2.) I wanted string-stack to be efficient. Assuming that ALLOC and DEALLOC are the speed-killers, these should be avoided as much as possible. Still though, everything should behave as if every item on the string-stack were a unique memory-block in the heap.
3.) I am thinking about later on writing a program that translates Ido into natural languages such as Spanish and English. I wanted string-stack to be usable for parsing the Esperanto text --- FAST-SPLITS$ and the prefix and suffix functions were added specifically for this purpose.
STRING-STACK.4TH requires that NOVICE.4TH already be included.
We still don't have regular-expressions which are typical in post-QBASIC languages (PERL etc.). I might write a reg-exp in the future, but I'm not enthusiastic about it.

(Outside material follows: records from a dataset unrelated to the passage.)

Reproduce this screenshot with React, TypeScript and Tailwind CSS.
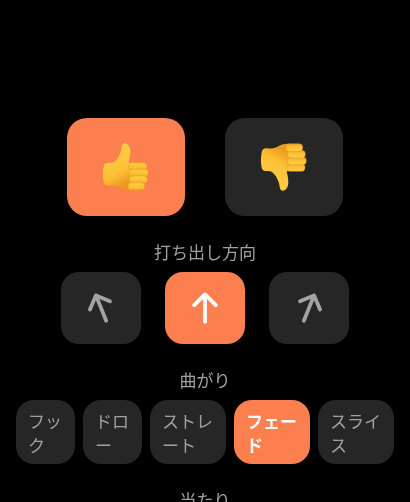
const font = { fontFamily: '"Noto Sans CJK JP", "Noto Sans", sans-serif' };

function Thumb({ down = false, id }: { down?: boolean; id: string }) {
  const fingers = [
    { x: 92, y: 68, w: 55, h: 23 },
    { x: 94, y: 88, w: 57, h: 23 },
    { x: 94, y: 108, w: 54, h: 23 },
    { x: 90, y: 128, w: 50, h: 23 },
  ];
  return (
    <svg width="56" height="56" viewBox="0 -3 168 168" className={down ? "-scale-y-100" : ""}>
      <defs>
        <linearGradient id={id} x1="0" y1="0" x2="0.35" y2="1">
          <stop offset="0" stopColor="#ffd24a" />
          <stop offset="0.72" stopColor="#fcc136" />
          <stop offset="1" stopColor="#ec9a1f" />
        </linearGradient>
        <linearGradient id={`${id}-f`} x1="0" y1="0" x2="0" y2="1">
          <stop offset="0" stopColor="#ffce42" />
          <stop offset="0.65" stopColor="#fbbd33" />
          <stop offset="1" stopColor="#ee9f22" />
        </linearGradient>
      </defs>
      {/* hand */}
      <path
        d="M24 70 C32 68 40 70 47 67 C58 60 65 46 69 32 C72 22 70 13 78 10 C89 8 97 20 97 36 C97 48 94 58 92 68 L104 70 L104 150 C90 153 76 149 64 142 C52 136 42 136 30 137 C22 137 18 132 17 124 C14 108 14 92 17 80 C18 74 20 71 24 70 Z"
        fill={`url(#${id})`}
      />
      {fingers.map((f) => (
        <rect
          key={f.y}
          x={f.x}
          y={f.y}
          width={f.w}
          height={f.h}
          rx="11"
          fill={`url(#${id}-f)`}
          stroke="#e4941f"
          strokeOpacity="0.75"
          strokeWidth="1.6"
        />
      ))}
    </svg>
  );
}

function Arrow({ className }: { className: string }) {
  return (
    <svg
      width="32"
      height="32"
      viewBox="0 0 32 32"
      fill="none"
      stroke="currentColor"
      strokeWidth="3.8"
      strokeLinecap="round"
      strokeLinejoin="round"
      className={className}
    >
      <path d="M16 2.4V29.8M5.2 13.2L16 2.4L26.8 13.2" />
    </svg>
  );
}

const shots = [
  { label: "フック", width: "w-[59px]", active: false },
  { label: "ドロー", width: "w-[59px]", active: false },
  { label: "ストレート", width: "w-[76px]", active: false },
  { label: "フェード", width: "w-[76px]", active: true },
  { label: "スライス", width: "w-[76px]", active: false },
];

export default function App() {
  return (
    <div className="h-[502px] overflow-hidden bg-black pt-[118px]" style={font}>
      <div className="flex justify-center gap-10">
        <button className="flex h-[98px] w-[118px] items-center justify-center rounded-[20px] bg-[#fb7f4f]">
          <Thumb id="up" />
        </button>
        <button className="flex h-[98px] w-[118px] items-center justify-center rounded-[20px] bg-[#262626]">
          <Thumb id="down" down />
        </button>
      </div>

      <p className="mt-6 h-6 text-center text-[17px] leading-6 text-[#a0a0a0] will-change-transform">打ち出し方向</p>
      <div className="mt-2 flex justify-center gap-6">
        <button className="flex h-[72px] w-20 items-center justify-center rounded-[18px] bg-[#262626] text-[#a3a3a3]">
          <Arrow className="-rotate-[22deg]" />
        </button>
        <button className="flex h-[72px] w-20 items-center justify-center rounded-[18px] bg-[#fb7f4f] text-white">
          <Arrow className="" />
        </button>
        <button className="flex h-[72px] w-20 items-center justify-center rounded-[18px] bg-[#262626] text-[#a3a3a3]">
          <Arrow className="rotate-[22deg]" />
        </button>
      </div>

      <p className="mt-6 h-6 text-center text-[17px] leading-6 text-[#a0a0a0] will-change-transform">曲がり</p>
      <div className="mt-2 flex justify-center gap-2">
        {shots.map((s) => (
          <button
            key={s.label}
            className={`h-16 ${s.width} rounded-[18px] px-3 pt-[9px] pb-[7px] text-left text-[17px] leading-6 will-change-transform ${
              s.active ? "bg-[#fb7f4f] font-bold text-white" : "bg-[#262626] text-[#a0a0a0]"
            }`}
          >
            {s.label}
          </button>
        ))}
      </div>

      <p className="mt-6 h-6 text-center text-[17px] leading-6 text-[#a0a0a0] will-change-transform">当たり</p>
    </div>
  );
}
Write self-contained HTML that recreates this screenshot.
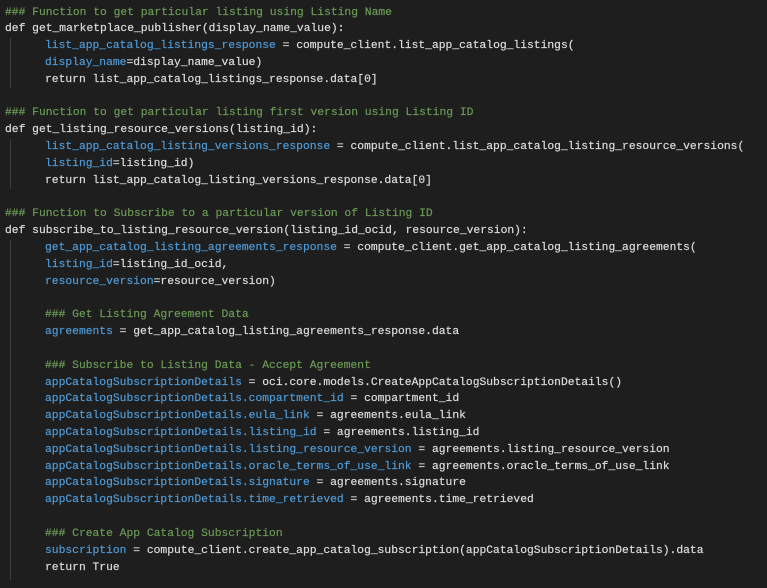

A reg-exp is essentially a mini-interpreter of a hard-to-read language. I would rather write code in Forth that does the pattern matching. A regular-expression is succinct, with a single line of meta-text describing the pattern compared to a dozen Forth functions, but that regular expression is also hard to read (for me, anyway). Regular expressions also have limitations compared to Forth --- iteration is extremely primitive --- there are a lot of patterns that are impossible to describe with a regular expression that can easily be implemented with a short and simple Forth function.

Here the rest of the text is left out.